Ahmed Bendifallah est pharmaco-toxicologue de formation, mais aussi un homme qui a toujours été proche du sport. Issu d'une famille de sportifs, Bendiffalah a été champion d'Algérie de lancer sous les couleurs du MC Alger et de l'équipe nationale d'athlétisme. Il a également été président des Fédéraétions d'athlétisme et d'haltérophilie. - Quelle est votre réaction par rapport aux athlètes Zahra Bouras et Larbi Bouraâda qui ont été contrôlés positifs au cours des meetings en France et en Allemagne ?
Je suis totalement bouleversé d'apprendre que deux athlètes algériens de haut niveau aient été contrôlés positifs à une substance interdite. Cette affaire, qui a fait l'objet d'une hyper médiatisation, tant au plan national qu'international, affectera sans doute les athlètes qui préparent les Jeux olympiques de Londres de 2012. Ce sont les intérêts supérieurs de l'Algérie qui sont touché dans cette affaire. De plus, lors des prochaines manifestations sportives, les athlètes algériens seront dans le collimateur.
- En tant qu'ancien spécialiste du dopage en Algérie et ancien président de la Fédération algérienne d'athlétisme et de la Fédération algérienne d'haltérophilie, nos sportifs d'élites et autres subissent-ils des contrôles antidopage ?
Non. Le cas des athlètes Zahra Bouras et Larbi Bouraâda en est la parfaite preuve. Tant qu'il n'y a pas une volonté politique pour contrôler les sportifs algériens, il y aura encore des scandales de ce même type. Je le dis, haut est fort, que la lutte antidopage chez nous est le côté obscur du sport algérien. L'Algérie était, par le passé, le laboratoire d'expérimentation à l'époque des entraîneurs étrangers. Les entraîneurs qui ont été encadrés à l'époque par des coachs des pays de l'Est ont gardé les mêmes méthodes.
- Est-ce que la pratique du dopage existe en Algérie ?
Ce n'est un secret pour personne dans la mesure où plusieurs athlètes algériens dans les disciplines d'athlétisme, haltérophilie et même dans le football ont été suspendus par le passé pour cause de dopage. Aujourd'hui, ce phénomène est en train de se propager en toute impunité. Il faut juste faire un saut au niveau des salles de musculation où les hormones de croissances (Growth) sont disponibles au vu et au su de tout le monde, alors que ces substances médicales sont rares, voire introuvables au niveau du CPMC de l'hôpital Mustapha Pacha.
- Les produits dopants sont-ils commercialisés chez nous ?

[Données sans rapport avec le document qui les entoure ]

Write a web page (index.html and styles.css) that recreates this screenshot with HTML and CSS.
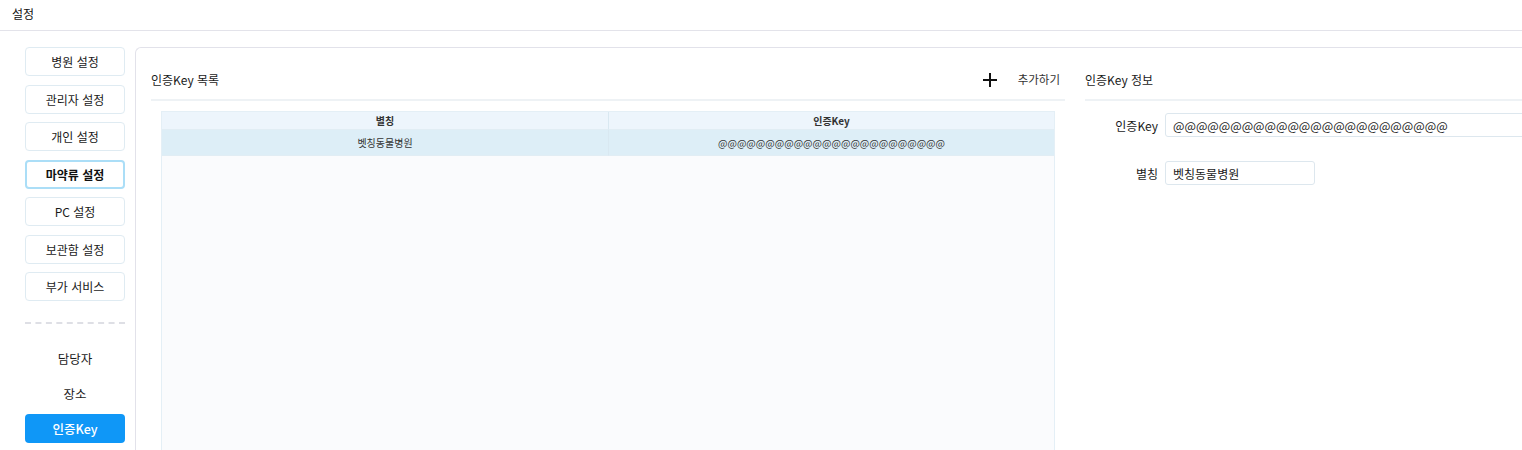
FILE: index.html
```html
<!DOCTYPE html>
<html lang="ko">
<head>
  <meta charset="UTF-8">
  <meta name="viewport" content="width=device-width, initial-scale=1.0">
  <title>설정</title>
  <link rel="stylesheet" href="styles.css">
</head>
<body>
  <header class="topbar">설정</header>

  <div class="main">
    <nav class="sidebar">
      <button class="menu-btn">병원 설정</button>
      <button class="menu-btn">관리자 설정</button>
      <button class="menu-btn">개인 설정</button>
      <button class="menu-btn active">마약류 설정</button>
      <button class="menu-btn">PC 설정</button>
      <button class="menu-btn">보관함 설정</button>
      <button class="menu-btn">부가 서비스</button>

      <div class="divider"></div>

      <div class="sub-menu">
        <button class="sub-btn">담당자</button>
        <button class="sub-btn">장소</button>
        <button class="sub-btn selected">인증Key</button>
      </div>
    </nav>

    <section class="panel">
      <div class="key-list">
        <div class="section-head">
          <span class="section-title">인증Key 목록</span>
          <button class="add-btn">
            <svg width="14" height="14" viewBox="0 0 14 14">
              <path d="M7 0v14M0 7h14" stroke="#111" stroke-width="2"/>
            </svg>
            <span>추가하기</span>
          </button>
        </div>

        <div class="table">
          <div class="row head">
            <div class="cell">별칭</div>
            <div class="cell">인증Key</div>
          </div>
          <div class="row picked">
            <div class="cell">벳칭동물병원</div>
            <div class="cell">@@@@@@@@@@@@@@@@@@@@@@@@</div>
          </div>
        </div>
      </div>

      <div class="key-info">
        <div class="section-head">
          <span class="section-title">인증Key 정보</span>
        </div>

        <div class="form">
          <label class="field">
            <span class="field-label">인증Key</span>
            <input class="input wide" type="text" value="@@@@@@@@@@@@@@@@@@@@@@@@">
          </label>
          <label class="field">
            <span class="field-label">별칭</span>
            <input class="input" type="text" value="벳칭동물병원">
          </label>
        </div>
      </div>
    </section>
  </div>
</body>
</html>
```

FILE: styles.css
```css
* {
  box-sizing: border-box;
}

html,
body {
  height: 100%;
}

body {
  margin: 0;
  font-family: "Noto Sans CJK KR", "Noto Sans", sans-serif;
  font-size: 12px;
  color: #1a1a1a;
  background: #fff;
  display: flex;
  flex-direction: column;
  overflow: hidden;
}

.topbar {
  height: 31px;
  padding: 5px 12px 0;
  font-size: 12px;
  color: #111;
  border-bottom: 1px solid #e3e3ea;
}

.main {
  flex: 1;
  display: flex;
  gap: 10px;
  padding: 16px 0 0 25px;
  min-height: 0;
}

/* left menu */
.sidebar {
  width: 100px;
  flex-shrink: 0;
  display: flex;
  flex-direction: column;
}

.menu-btn {
  height: 29px;
  margin-bottom: 8.5px;
  font-family: inherit;
  font-size: 12px;
  color: #1a1a1a;
  background: #fff;
  border: 1px solid #dfebf2;
  border-radius: 4px;
  cursor: pointer;
}

.menu-btn.active {
  border: 2px solid #abdef7;
  font-weight: bold;
  color: #111;
}

.divider {
  margin-top: 12px;
  border-top: 2px dashed #dedfe5;
}

.sub-menu {
  display: flex;
  flex-direction: column;
  gap: 6px;
  margin-top: 20px;
}

.sub-btn {
  height: 29px;
  font-family: inherit;
  font-size: 12.5px;
  color: #1a1a1a;
  background: none;
  border: none;
  border-radius: 4px;
  cursor: pointer;
}

.sub-btn.selected {
  background: #0f97f7;
  color: #fff;
  font-weight: 500;
}

/* main panel */
.panel {
  flex: 1;
  display: flex;
  gap: 20px;
  padding: 0 0 0 15px;
  border: 1px solid #e2e2ea;
  border-right: none;
  border-bottom: none;
  border-top-left-radius: 6px;
  min-width: 0;
}

.key-list {
  width: 914px;
  flex-shrink: 0;
  display: flex;
  flex-direction: column;
}

.key-info {
  flex: 1;
  min-width: 0;
  overflow: hidden;
}

.section-head {
  height: 53px;
  padding: 23px 0 0;
  display: flex;
  align-items: flex-start;
  justify-content: space-between;
  border-bottom: 2px solid #eef2f5;
}

.section-title {
  font-size: 12px;
  color: #1a1a1a;
  line-height: 17px;
}

.add-btn {
  display: flex;
  align-items: center;
  gap: 21px;
  margin-right: 5px;
  padding: 0;
  font-family: inherit;
  font-size: 11.5px;
  color: #333;
  background: none;
  border: none;
  cursor: pointer;
  line-height: 17px;
}

/* key table */
.table {
  flex: 1;
  margin: 10px 10px 0;
  background: #fafbfd;
  border: 1px solid #e4eff6;
  border-bottom: none;
}

.row {
  display: grid;
  grid-template-columns: 1fr 1fr;
  font-size: 10px;
  color: #333;
}

.row.head {
  height: 18px;
  background: #edf5fc;
  font-weight: bold;
}

.row.picked {
  height: 26px;
  background: #ddeef7;
}

.cell {
  display: flex;
  align-items: center;
  justify-content: center;
  border-bottom: 1px solid #e1edf4;
}

.cell + .cell {
  border-left: 1px solid #d9e8f1;
}

/* key form */
.form {
  display: flex;
  flex-direction: column;
  gap: 24px;
  padding-top: 12px;
}

.field {
  display: flex;
  align-items: center;
  gap: 7px;
}

.field-label {
  width: 73px;
  flex-shrink: 0;
  text-align: right;
  font-size: 12px;
  color: #1a1a1a;
}

.input {
  width: 150px;
  height: 24px;
  flex-shrink: 0;
  padding: 0 7px;
  font-family: inherit;
  font-size: 12px;
  color: #1a1a1a;
  border: 1px solid #dde7ee;
  border-radius: 3px;
  outline: none;
}

.input.wide {
  width: 420px;
  font-size: 12.1px;
}
```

Exactement. Les produits dopants se vendent dans nos pharmacies. Il faut savoir qu'ils sont destinés, en premier lieu, à la médecine humaine et vétérinaire. Malheureusement, ils ont été déviés de leurs objectifs principaux. Le Stanozolol existe sous plusieurs appellations commerciales, comme Stromba, Winstrol, Stanabol, etc. Outre les officines de pharmacie, il y a des produits qui sont introduits en Algérie via nos aéroports et ports de manière illégale. Le business est très lucratif et est dirigé par les nouveaux dealers. Il y a des hormones, dont le prix oscille entre de 10 000 et 70 000 DA. - Y a-t-il des moyens pour lutter contre que ce nouveau phénomène ?
Il faut d'abord instaurer une loi pour incriminer le dopage en Algérie. Ceux qui sont versés dans la vente des produits dopants sont également derrière le commerce de la drogue ainsi que celui des psychotropes. Ces derniers profitent du vide juridique pour imposer leur diktat. Il est temps de mettre un terme à l'omerta.
- Face au vide juridique, ne serait-il pas plus approprié pour les Fédérations sportives de procéder elles-mêmes aux contrôles de leurs sportifs, notamment à la veille des échéances internationales ?
Cela peut se faire. Je l'avais déjà fait, lorsque j'étais président d'haltérophilie. J'avais autorisé une opération de contrôle antidopage sur mes athlètes la veille d'une compétition internationale. J'ai moi-même pris les échantillons en France. Ces derniers se sont avérés tous négatifs. Donc, comme je le dis, c'est faisable, mais les Fédérations ne jouent pas le jeu prétextant que ces opérations coûtent cher. Ce qui est faux.